Hope Hippo
We talk a lot about community engagement and the arts, but how does a museum truly engage a viewer beyond just hanging the art up on the wall and opening the door and saying “come in.” I recently had a visual art experience that went well beyond the tradition model of museum – viewer interaction. I became a named element in an artwork.
The new show at the Aspen Art Museum, entitled “Restless Empathy“, invited community members to participate in an artwork. Individuals were invited to sign up for an hour, show up and sit on top of the hippopotamus sculpture made of mud and read the newspaper. When you found something disturbing in the newspaper you blew a whistle , one short blast. You were not to make eye contact with the patrons or speak to them. You became a significant part of the work. Above is a video clip of my experience with the work.

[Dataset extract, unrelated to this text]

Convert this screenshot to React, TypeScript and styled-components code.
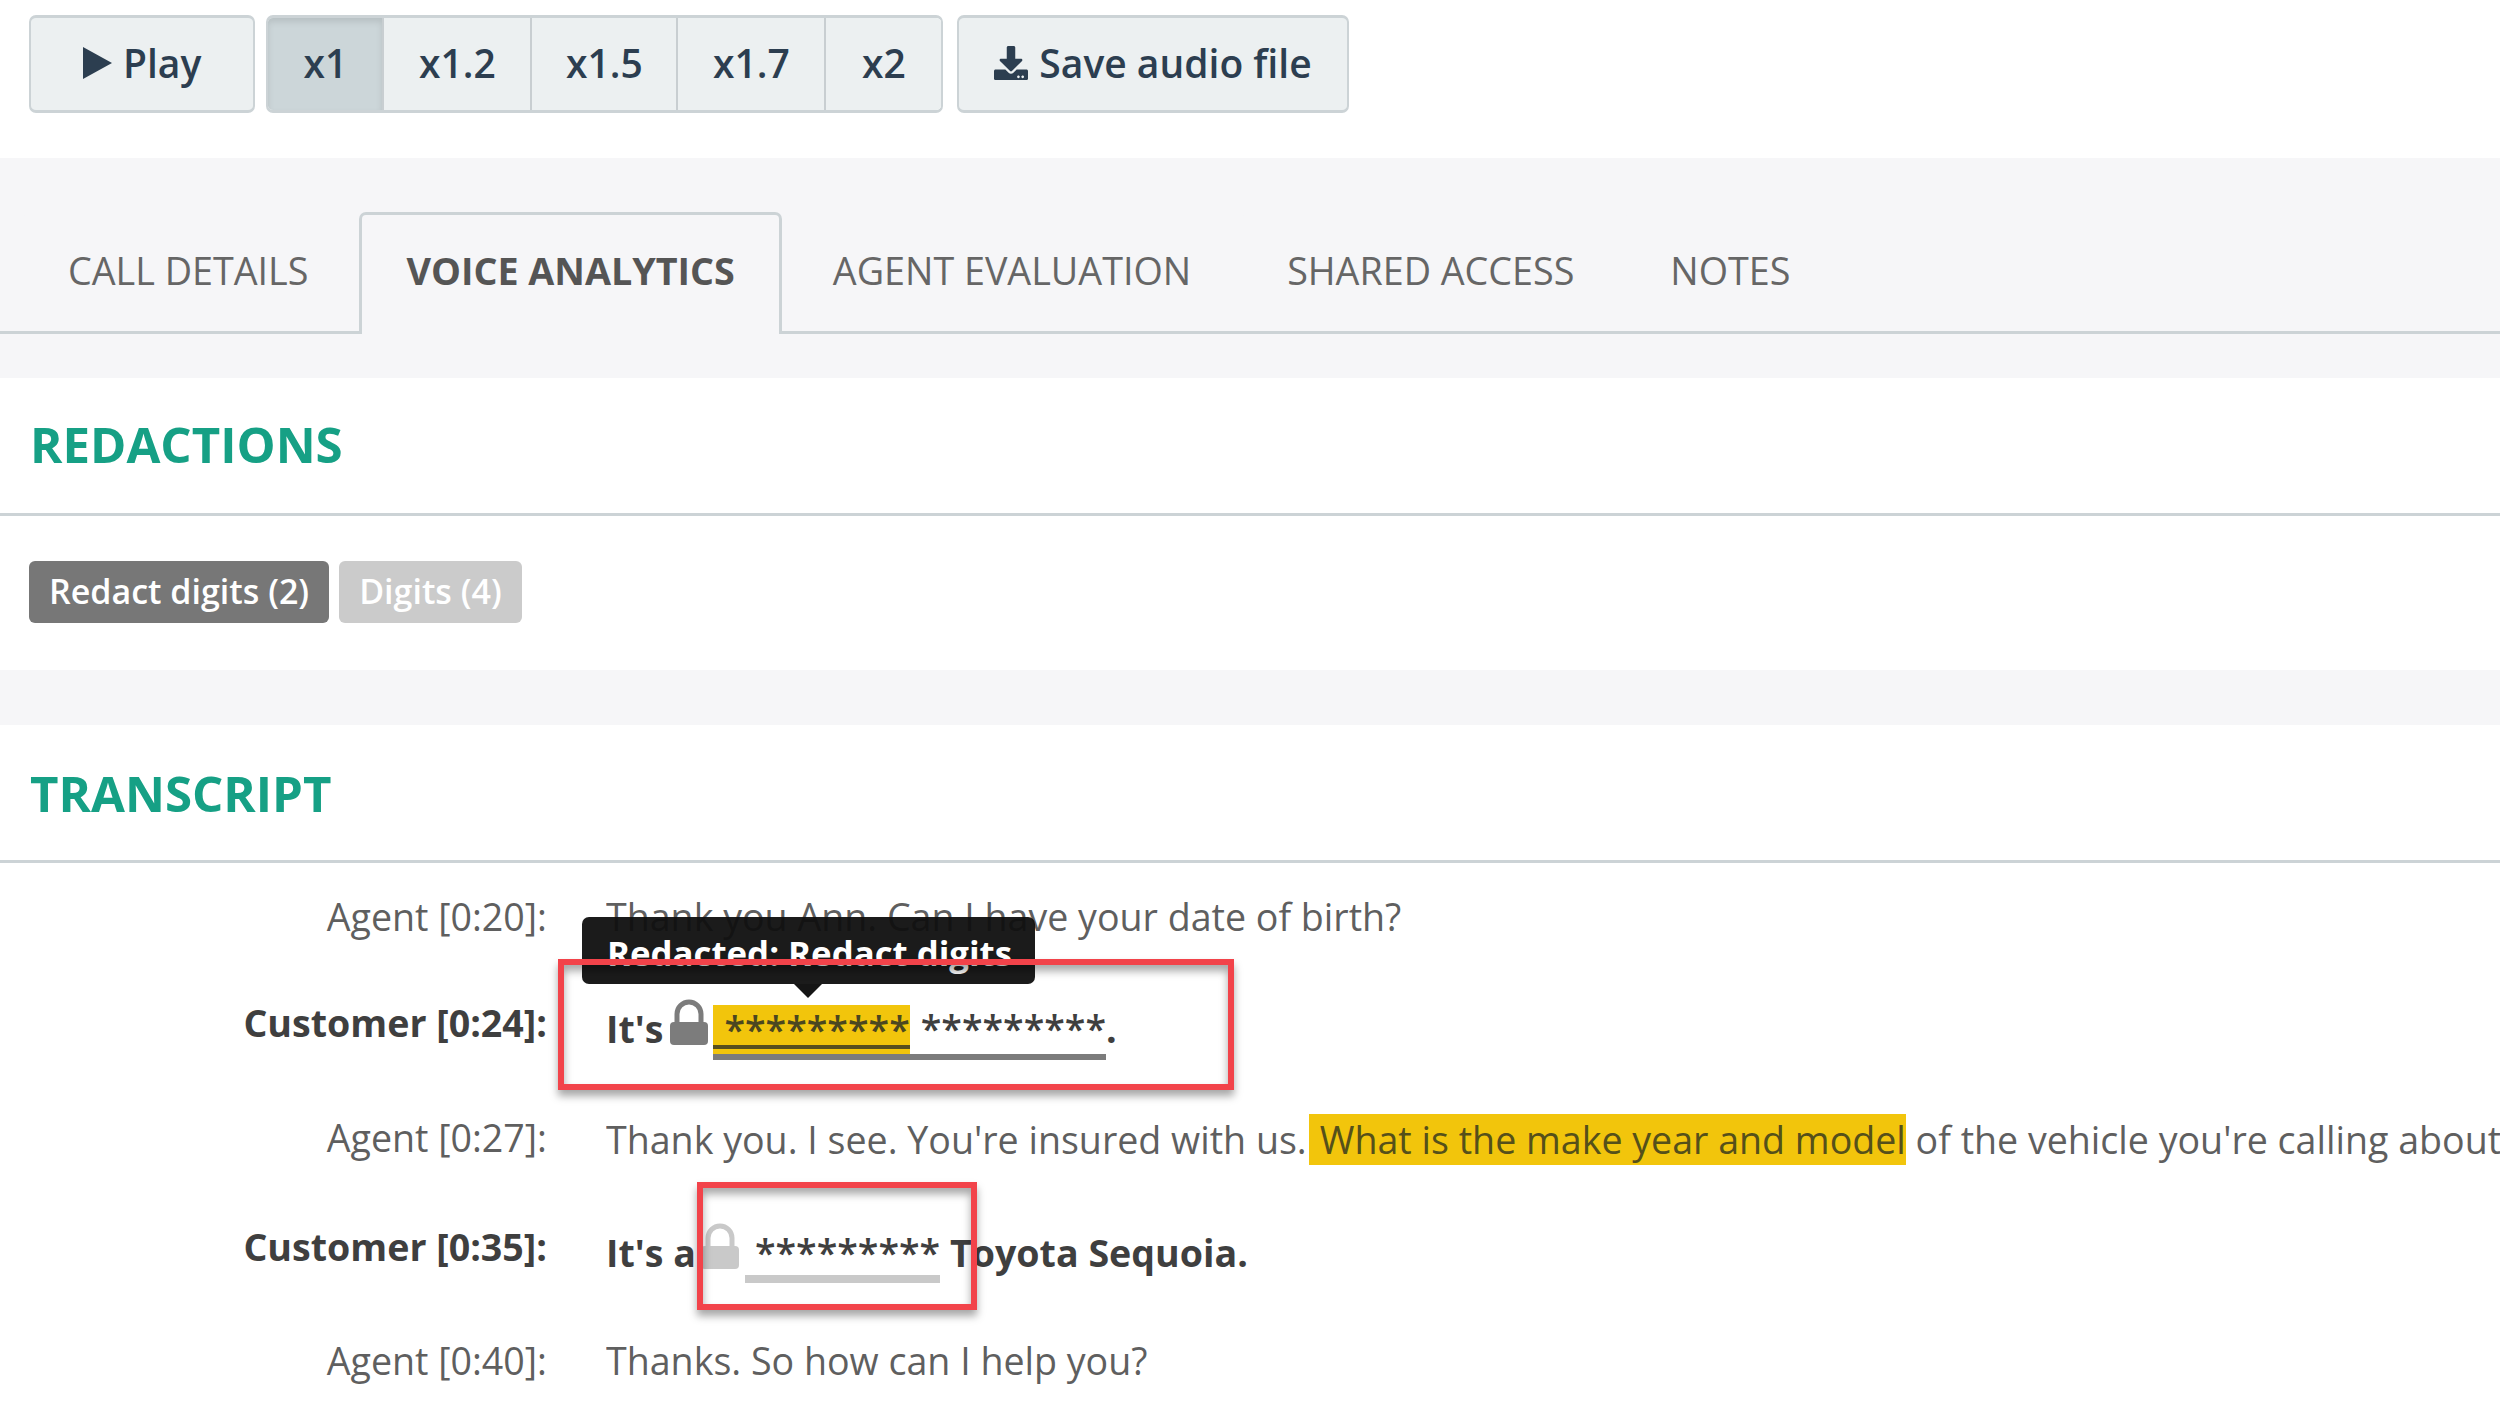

Heidi Zuckerman Jacobson, director and chief curator of the Aspen Art Museum, explained the exhibit in her catalogue essay accompanying the show: “Allora & Calzadilla’s work Hope Hippo (2005) was originally commissioned for the 51st Venice Biennale. The work in part responds to the literary and touristic image ofVenice as an origin point of humanism. Animals serve a variety of allegorical functions in sculptures around Venice, including Andrea del Verrocchio’s equestrian monument to the mercenary general Bartolomeo Colleoni. The artists explain, “In place of a war-horse whose stature is meant to mirror the erect, belligerent body of its human master, [we] summon its monstrous etymological cousin [the] Hippopotamus or ‘river-horse,’ from the dregs of the lagoon.” In contrast to the elevated, enduring materials of classical sculpture, such as marble and bronze, Allora & Calzadilla’s creature is created from a natural, “base” material: river mud. The creature’s existence is thus finite and vulnerable to the ruinous forces of nature. A volunteer sits atop the hippo at all times, reading a daily newspaper of his or her own choosing. When the sitter reads something believed to be an injustice of any kind, the volunteer blows a whistle. As one person’s injustice is another person’s truth, Hope Hippo plays upon the variegated values held by different members of our society.” We hear a lot about using digital media to curate your own art experience, but here is a wonderful example of the ultimate low tech personal curatorial experience. You as the participant choose to sit on a hippo made of mud, read your newspaper and blow your whistle , or not – you are part of the work, recognized as such in the wall text and the essay about the piece. You are not a viewer of the work , but instead a viewer of society. The opportunity for the museum-goer to “curate his own experience” and create social interaction instead of the traditional one to one relationship between the viewer and the art is bubbling up all over the contemporary art world and reflects the expectations of a society that has been raised in an option driven digital age.